AI Integration

This use case is concerned with connecting AI assistants to existing internal and third-party systems through capabilities, so they can access trusted business data and actions without custom glue code—using one integration layer that serves both AI agents and traditional API consumers.

Teams need a way to expose existing APIs to copilots and agents without writing bespoke integration code for every AI client. Declaring upstream systems in a capability spec with namespace, base URI, authentication, and operation contracts means one definition powers both MCP tools and REST resources. Output parameters with JSONPath mapping return normalized, task-ready payloads instead of raw provider responses.

Pain Points

Expected Outcomes

Narrative

An organization has invested heavily in internal APIs and third-party SaaS integrations. As AI copilots and agents enter the picture, each team writes custom glue code to connect their AI projects to backend systems. The result is duplicated logic, inconsistent error handling, and raw API responses that confuse AI models.

The shift begins when teams declare their upstream systems in capability specs—namespace, base URI, authentication, and operation contracts defined once. These declarations expose the same domain as both MCP tools and REST resources, so AI agents and traditional application clients share a single integration layer.
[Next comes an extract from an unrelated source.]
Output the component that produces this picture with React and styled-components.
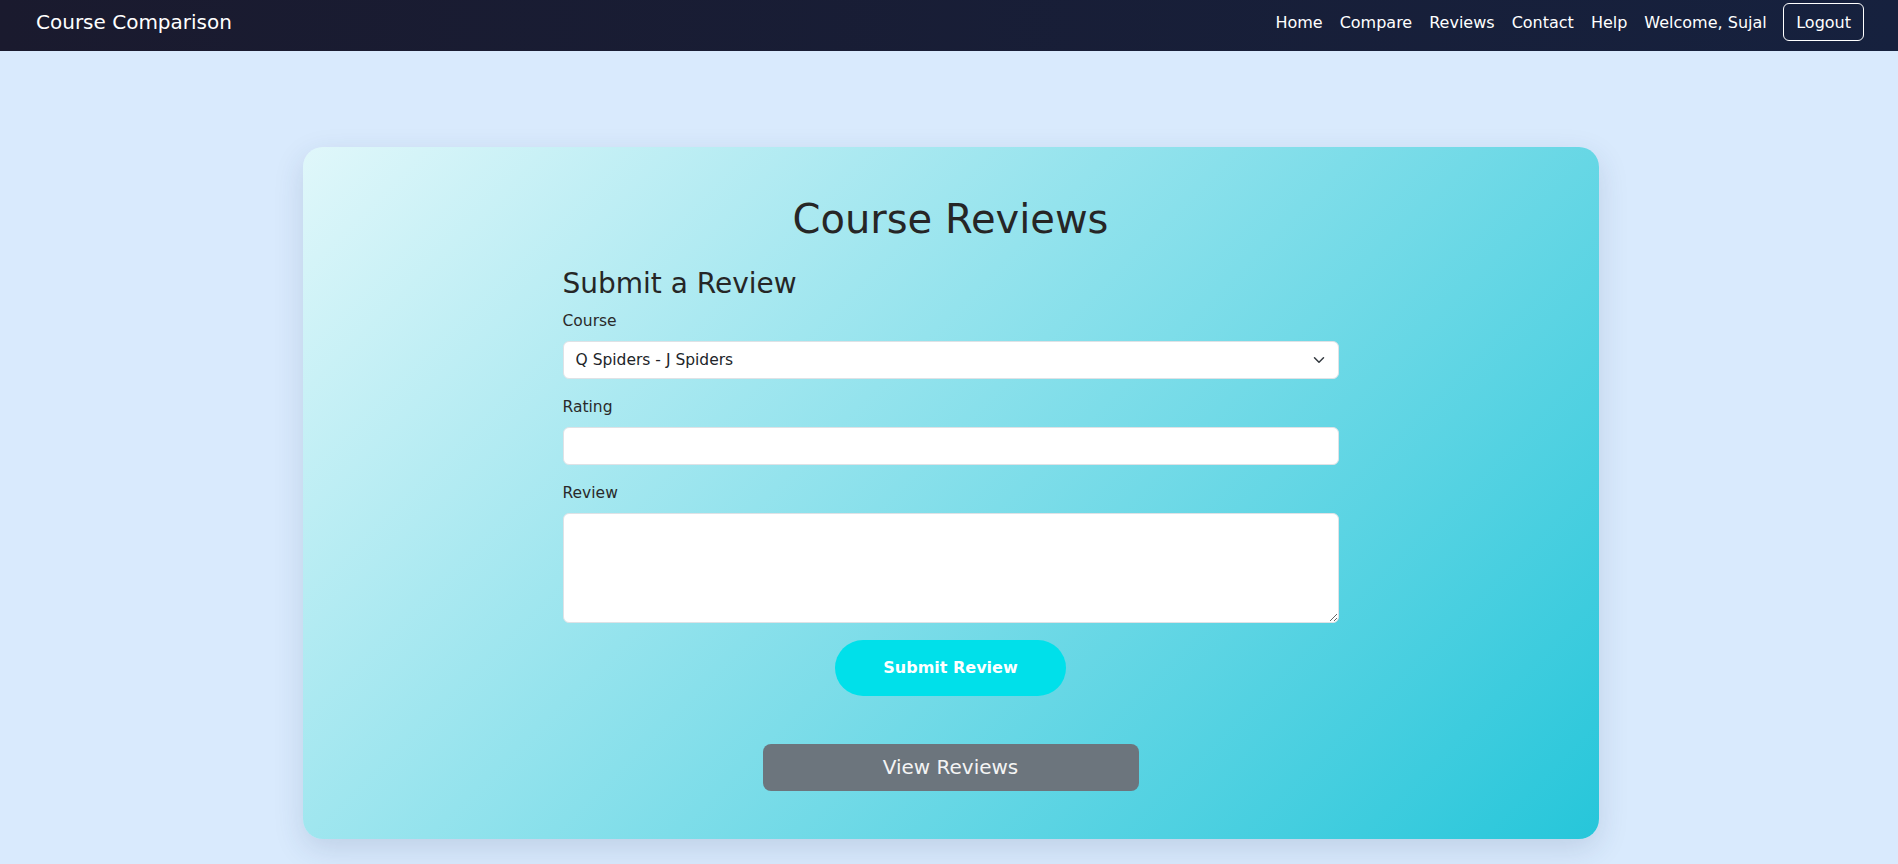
import styled, { createGlobalStyle } from "styled-components";
import { useState } from "react";

const GlobalStyle = createGlobalStyle`
    * { box-sizing: border-box; }
    body {
        margin: 0;
        background: #d9eafd;
        font-family: "DejaVu Sans", "Noto Sans", sans-serif;
        color: #212529;
    }
`

function App() {
    const [course, setCourse] = useState("qj");
    const [rating, setRating] = useState("");
    const [review, setReview] = useState("");

    return (
        <>
            <GlobalStyle />
            <Navbar>
                <Brand href="#">Course Comparison</Brand>
                <NavLinks>
                    <NavLink href="#">Home</NavLink>
                    <NavLink href="#">Compare</NavLink>
                    <NavLink href="#">Reviews</NavLink>
                    <NavLink href="#">Contact</NavLink>
                    <NavLink href="#">Help</NavLink>
                    <Welcome>Welcome, Sujal</Welcome>
                    <LogoutButton>Logout</LogoutButton>
                </NavLinks>
            </Navbar>

            <Page>
                <Card>
                    <Title>Course Reviews</Title>
                    <Form onSubmit={e => e.preventDefault()}>
                        <Heading>Submit a Review</Heading>
                        <Field>
                            <Label htmlFor="course">Course</Label>
                            <SelectWrap>
                                <Select id="course" value={course} onChange={e => setCourse(e.target.value)}>
                                    <option value="qj">Q Spiders - J Spiders</option>
                                </Select>
                                <Chevron viewBox="0 0 16 16">
                                    <path d="M2 5l6 6 6-6" fill="none" stroke="#343a40" strokeWidth="2" strokeLinecap="round" strokeLinejoin="round" />
                                </Chevron>
                            </SelectWrap>
                        </Field>
                        <Field>
                            <Label htmlFor="rating">Rating</Label>
                            <Input id="rating" type="number" value={rating} onChange={e => setRating(e.target.value)} />
                        </Field>
                        <Field>
                            <Label htmlFor="review">Review</Label>
                            <TextArea id="review" rows={4} value={review} onChange={e => setReview(e.target.value)} />
                        </Field>
                        <SubmitButton type="submit">Submit Review</SubmitButton>
                    </Form>
                    <ViewButton>View Reviews</ViewButton>
                </Card>
            </Page>
        </>
    );
}

const Navbar = styled.nav`
    height: 51px;
    padding: 3px 34px 10px 36px;
    display: flex;
    align-items: center;
    justify-content: space-between;
    background: linear-gradient(90deg, #1a1a2e, #16213e);
`

const Brand = styled.a`
    color: #fff;
    font-size: 20px;
    text-decoration: none;
`

const NavLinks = styled.div`
    display: flex;
    align-items: center;
`

const NavLink = styled.a`
    color: #fff;
    font-size: 16px;
    padding: 0 8.5px;
    text-decoration: none;
`

const Welcome = styled.span`
    color: #fff;
    font-size: 16px;
    padding: 0 8.5px;
    margin-right: 8px;
`

const LogoutButton = styled.button`
    font-family: inherit;
    font-size: 16px;
    color: #fff;
    background: transparent;
    border: 1px solid #fff;
    border-radius: 6px;
    height: 38px;
    padding: 0 12px;
`

const Page = styled.main`
    padding: 96px 0 40px 3px;
    display: flex;
    justify-content: center;
`

const Card = styled.section`
    width: 1296px;
    padding: 48px;
    border-radius: 20px;
    background: linear-gradient(135deg, #e0f7fa, #26c6da);
    box-shadow: 0 10px 30px rgba(40, 60, 100, 0.15);
    display: flex;
    flex-direction: column;
    align-items: center;
`

const Title = styled.h1`
    margin: 0 0 24px;
    font-size: 40px;
    font-weight: 400;
    line-height: 1.2;
    color: #262626;
`

const Form = styled.form`
    width: 776px;
    display: flex;
    flex-direction: column;
`

const Heading = styled.h3`
    margin: 0 0 8px;
    font-size: 28px;
    font-weight: 400;
    line-height: 1.2;
    color: #262626;
`

const Field = styled.div`
    display: flex;
    flex-direction: column;
    margin-bottom: 16px;
`

const Label = styled.label`
    font-size: 15.5px;
    line-height: 24px;
    margin-bottom: 8px;
    color: #2a2a2a;
`

const controlStyles = `
    width: 100%;
    font-family: inherit;
    font-size: 15.5px;
    line-height: 24px;
    color: #212529;
    background: #fff;
    border: 1px solid #dee2e6;
    border-radius: 6px;
    padding: 6px 12px;
    outline: none;
`

const SelectWrap = styled.div`
    position: relative;
`

const Select = styled.select`
    ${controlStyles}
    height: 38px;
    appearance: none;
`

const Chevron = styled.svg`
    position: absolute;
    right: 14px;
    top: 13px;
    width: 12px;
    height: 12px;
    pointer-events: none;
`

const Input = styled.input`
    ${controlStyles}
    height: 38px;
    appearance: textfield;
    &::-webkit-inner-spin-button { appearance: none; }
`

const TextArea = styled.textarea`
    ${controlStyles}
    display: block;
    resize: vertical;
`

const SubmitButton = styled.button`
    align-self: center;
    margin-top: 1px;
    height: 56px;
    padding: 0 48px;
    border: none;
    border-radius: 28px;
    background: #00e0ea;
    color: #fff;
    font-family: inherit;
    font-size: 16px;
    font-weight: 700;
`

const ViewButton = styled.button`
    margin-top: 48px;
    width: 376px;
    height: 47px;
    border: none;
    border-radius: 8px;
    background: #6c757d;
    color: #f4f4f4;
    font-family: inherit;
    font-size: 20px;
`

export default App;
Output parameters with JSONPath mapping transform raw provider responses into normalized, task-ready payloads. AI clients receive structured, predictable data instead of unfiltered API responses. Schema validation ensures contracts remain consistent and machine-checkable across every consumer.

With one capability serving both AI and API consumers, teams stop writing custom integration code. New AI projects connect to existing capabilities immediately, and the organization builds on a governed, reusable integration surface instead of a growing pile of bespoke connectors.